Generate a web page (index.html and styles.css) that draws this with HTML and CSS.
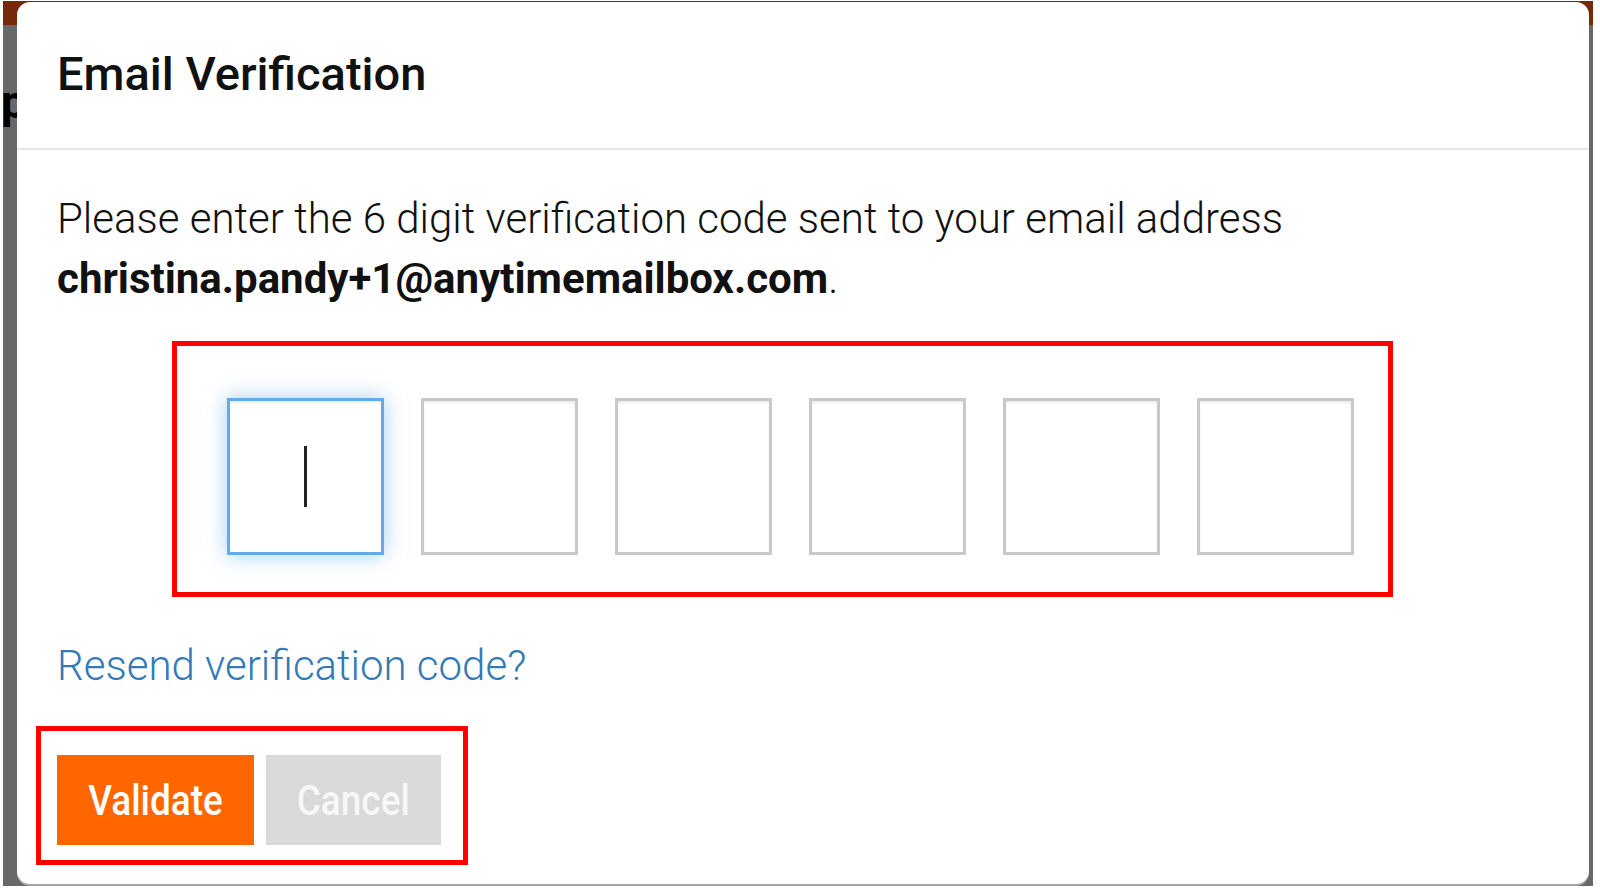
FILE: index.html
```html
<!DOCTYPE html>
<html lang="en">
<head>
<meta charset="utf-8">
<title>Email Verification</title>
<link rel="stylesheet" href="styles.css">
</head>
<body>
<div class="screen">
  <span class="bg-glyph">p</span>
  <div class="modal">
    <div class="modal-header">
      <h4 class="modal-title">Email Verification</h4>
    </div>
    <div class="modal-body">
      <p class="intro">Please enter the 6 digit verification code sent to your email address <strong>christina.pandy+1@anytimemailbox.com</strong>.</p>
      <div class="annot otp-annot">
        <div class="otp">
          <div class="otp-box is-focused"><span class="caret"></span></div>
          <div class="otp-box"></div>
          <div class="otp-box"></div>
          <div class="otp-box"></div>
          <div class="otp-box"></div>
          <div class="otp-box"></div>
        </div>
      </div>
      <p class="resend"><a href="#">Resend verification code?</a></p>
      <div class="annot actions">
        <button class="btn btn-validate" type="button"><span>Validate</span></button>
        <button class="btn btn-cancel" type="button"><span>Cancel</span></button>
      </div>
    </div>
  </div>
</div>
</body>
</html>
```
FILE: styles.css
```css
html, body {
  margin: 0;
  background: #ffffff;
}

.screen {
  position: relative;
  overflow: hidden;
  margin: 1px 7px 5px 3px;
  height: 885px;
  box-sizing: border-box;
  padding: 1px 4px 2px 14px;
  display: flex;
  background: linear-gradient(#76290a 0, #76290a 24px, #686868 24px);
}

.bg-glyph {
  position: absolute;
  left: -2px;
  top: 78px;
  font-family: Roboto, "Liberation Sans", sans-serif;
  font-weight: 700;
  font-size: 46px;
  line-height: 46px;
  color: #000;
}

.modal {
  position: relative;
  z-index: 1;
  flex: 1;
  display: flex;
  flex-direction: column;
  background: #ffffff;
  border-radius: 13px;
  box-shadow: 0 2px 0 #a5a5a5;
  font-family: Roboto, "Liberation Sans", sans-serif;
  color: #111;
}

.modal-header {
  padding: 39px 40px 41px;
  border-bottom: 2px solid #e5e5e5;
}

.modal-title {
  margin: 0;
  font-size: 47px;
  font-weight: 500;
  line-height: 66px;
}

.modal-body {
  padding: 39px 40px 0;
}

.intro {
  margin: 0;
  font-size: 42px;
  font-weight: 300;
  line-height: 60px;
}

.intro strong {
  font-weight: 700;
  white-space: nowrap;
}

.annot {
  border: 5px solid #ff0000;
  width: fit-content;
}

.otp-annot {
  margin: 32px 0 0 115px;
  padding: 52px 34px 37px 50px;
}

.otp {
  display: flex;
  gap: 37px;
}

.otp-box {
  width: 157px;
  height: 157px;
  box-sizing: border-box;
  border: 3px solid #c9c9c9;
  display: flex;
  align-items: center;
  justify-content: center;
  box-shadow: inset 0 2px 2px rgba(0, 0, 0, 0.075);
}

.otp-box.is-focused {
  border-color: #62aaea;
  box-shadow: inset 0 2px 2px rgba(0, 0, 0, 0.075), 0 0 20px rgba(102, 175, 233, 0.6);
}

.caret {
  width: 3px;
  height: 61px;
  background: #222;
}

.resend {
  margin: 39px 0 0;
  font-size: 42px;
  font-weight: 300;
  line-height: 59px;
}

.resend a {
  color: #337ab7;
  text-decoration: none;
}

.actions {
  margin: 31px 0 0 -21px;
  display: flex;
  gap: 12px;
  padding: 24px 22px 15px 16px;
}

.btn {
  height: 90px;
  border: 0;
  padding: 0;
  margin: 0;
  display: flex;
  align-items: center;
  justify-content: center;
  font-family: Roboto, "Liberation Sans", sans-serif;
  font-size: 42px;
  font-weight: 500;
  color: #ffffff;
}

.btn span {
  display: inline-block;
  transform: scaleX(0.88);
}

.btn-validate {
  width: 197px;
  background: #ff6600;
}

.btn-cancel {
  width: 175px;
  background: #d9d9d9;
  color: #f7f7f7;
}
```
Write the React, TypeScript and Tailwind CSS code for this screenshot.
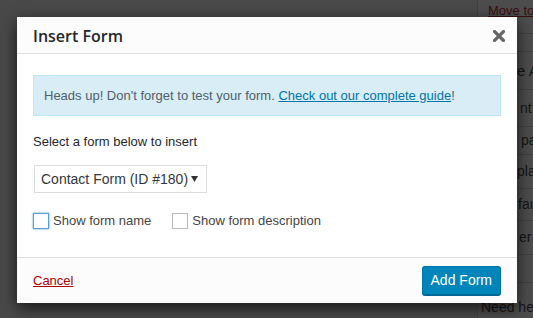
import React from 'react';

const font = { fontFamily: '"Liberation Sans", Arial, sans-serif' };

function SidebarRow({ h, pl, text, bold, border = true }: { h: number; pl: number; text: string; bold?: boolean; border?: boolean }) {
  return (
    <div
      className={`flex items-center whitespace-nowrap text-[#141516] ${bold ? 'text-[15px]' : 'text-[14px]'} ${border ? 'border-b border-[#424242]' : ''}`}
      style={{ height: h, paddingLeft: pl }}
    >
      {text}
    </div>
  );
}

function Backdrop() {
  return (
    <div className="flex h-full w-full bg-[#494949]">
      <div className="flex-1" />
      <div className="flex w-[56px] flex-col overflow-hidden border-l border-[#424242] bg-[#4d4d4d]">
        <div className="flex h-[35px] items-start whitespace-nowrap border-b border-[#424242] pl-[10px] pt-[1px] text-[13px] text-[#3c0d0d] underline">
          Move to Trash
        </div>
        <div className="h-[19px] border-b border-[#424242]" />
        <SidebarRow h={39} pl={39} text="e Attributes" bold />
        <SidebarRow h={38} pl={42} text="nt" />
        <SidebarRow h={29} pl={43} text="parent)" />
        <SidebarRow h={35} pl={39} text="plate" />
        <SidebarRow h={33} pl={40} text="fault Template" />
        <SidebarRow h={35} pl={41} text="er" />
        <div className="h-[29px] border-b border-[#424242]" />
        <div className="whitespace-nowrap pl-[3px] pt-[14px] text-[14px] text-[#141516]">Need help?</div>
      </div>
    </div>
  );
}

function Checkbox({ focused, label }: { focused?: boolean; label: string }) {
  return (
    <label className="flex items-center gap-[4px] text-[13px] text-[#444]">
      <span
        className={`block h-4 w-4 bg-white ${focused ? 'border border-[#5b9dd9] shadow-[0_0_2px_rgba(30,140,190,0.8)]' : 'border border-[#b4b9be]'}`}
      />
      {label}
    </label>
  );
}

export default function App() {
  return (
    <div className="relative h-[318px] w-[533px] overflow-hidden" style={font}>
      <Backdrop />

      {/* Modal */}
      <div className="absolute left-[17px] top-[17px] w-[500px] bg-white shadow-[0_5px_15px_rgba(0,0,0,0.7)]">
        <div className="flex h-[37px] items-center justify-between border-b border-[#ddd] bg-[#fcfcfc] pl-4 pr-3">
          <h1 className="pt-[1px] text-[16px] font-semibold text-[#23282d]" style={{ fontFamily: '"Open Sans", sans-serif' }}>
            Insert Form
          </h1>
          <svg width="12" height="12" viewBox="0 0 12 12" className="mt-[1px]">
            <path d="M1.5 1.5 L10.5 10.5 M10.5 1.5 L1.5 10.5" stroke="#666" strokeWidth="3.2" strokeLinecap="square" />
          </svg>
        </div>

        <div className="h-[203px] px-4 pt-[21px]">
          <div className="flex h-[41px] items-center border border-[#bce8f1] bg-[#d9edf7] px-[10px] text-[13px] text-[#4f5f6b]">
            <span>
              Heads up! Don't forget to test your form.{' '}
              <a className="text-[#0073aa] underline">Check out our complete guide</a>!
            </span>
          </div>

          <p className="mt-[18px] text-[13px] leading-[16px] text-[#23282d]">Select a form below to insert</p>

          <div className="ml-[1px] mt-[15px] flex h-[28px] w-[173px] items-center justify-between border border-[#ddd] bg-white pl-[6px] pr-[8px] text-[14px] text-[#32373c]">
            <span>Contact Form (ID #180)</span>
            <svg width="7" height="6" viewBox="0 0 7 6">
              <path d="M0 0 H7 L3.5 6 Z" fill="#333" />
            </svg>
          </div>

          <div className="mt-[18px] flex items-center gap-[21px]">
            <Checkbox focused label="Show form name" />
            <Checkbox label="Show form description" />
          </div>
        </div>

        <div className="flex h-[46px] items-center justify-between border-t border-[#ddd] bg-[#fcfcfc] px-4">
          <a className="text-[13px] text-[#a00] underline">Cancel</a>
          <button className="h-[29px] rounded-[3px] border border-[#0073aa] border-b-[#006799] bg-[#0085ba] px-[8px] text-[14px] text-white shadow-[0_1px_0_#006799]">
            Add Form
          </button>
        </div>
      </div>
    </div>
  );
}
◇ ◇ ◇ ◇ ◇
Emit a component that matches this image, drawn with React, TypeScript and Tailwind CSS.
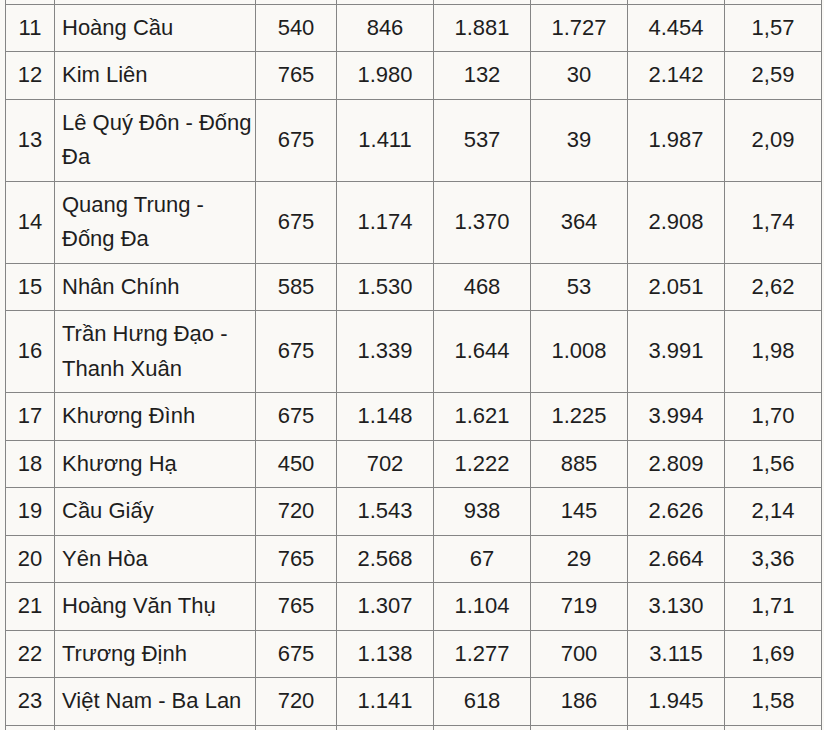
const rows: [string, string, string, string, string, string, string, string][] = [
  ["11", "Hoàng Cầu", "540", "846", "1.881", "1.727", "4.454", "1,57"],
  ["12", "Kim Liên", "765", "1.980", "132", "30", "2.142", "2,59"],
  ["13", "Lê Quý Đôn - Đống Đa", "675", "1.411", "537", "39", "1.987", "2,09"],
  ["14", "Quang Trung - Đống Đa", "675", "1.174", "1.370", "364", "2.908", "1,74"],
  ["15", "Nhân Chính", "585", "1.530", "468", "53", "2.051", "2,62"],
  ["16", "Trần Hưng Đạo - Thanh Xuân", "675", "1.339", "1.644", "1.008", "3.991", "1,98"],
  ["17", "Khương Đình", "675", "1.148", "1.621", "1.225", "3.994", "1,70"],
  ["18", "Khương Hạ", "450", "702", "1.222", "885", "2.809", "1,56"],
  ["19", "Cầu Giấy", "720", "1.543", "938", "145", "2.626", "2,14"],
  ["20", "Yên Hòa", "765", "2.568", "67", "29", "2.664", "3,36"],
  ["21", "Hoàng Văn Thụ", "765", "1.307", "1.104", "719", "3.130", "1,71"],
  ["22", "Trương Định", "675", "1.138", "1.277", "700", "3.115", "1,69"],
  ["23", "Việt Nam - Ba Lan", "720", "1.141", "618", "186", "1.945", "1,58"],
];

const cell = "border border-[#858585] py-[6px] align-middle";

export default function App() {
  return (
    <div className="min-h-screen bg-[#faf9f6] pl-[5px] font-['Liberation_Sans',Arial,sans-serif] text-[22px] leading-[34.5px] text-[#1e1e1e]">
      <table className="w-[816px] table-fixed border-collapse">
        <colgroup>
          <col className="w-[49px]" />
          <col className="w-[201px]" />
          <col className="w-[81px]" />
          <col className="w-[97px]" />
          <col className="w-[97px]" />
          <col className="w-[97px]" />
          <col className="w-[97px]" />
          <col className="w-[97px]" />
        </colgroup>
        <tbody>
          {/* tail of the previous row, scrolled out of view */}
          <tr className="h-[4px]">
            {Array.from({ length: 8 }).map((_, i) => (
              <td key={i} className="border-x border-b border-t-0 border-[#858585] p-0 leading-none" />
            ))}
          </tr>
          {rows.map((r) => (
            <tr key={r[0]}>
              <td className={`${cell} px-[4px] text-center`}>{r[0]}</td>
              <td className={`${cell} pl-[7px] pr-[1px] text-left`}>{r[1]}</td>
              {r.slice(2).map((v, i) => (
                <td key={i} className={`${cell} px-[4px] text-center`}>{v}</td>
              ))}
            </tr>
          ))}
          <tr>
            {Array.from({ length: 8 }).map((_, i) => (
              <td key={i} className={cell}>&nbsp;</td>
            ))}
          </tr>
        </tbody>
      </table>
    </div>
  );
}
◇ ◇ ◇ ◇ ◇
### TASK GOAL
Gather up every line in the data above that contains the word "styles", copying each one.

### RESULT FOR THIS TASK
Generate a web page (index.html and styles.css) that draws this with HTML and CSS.
<link rel="stylesheet" href="styles.css">
FILE: styles.css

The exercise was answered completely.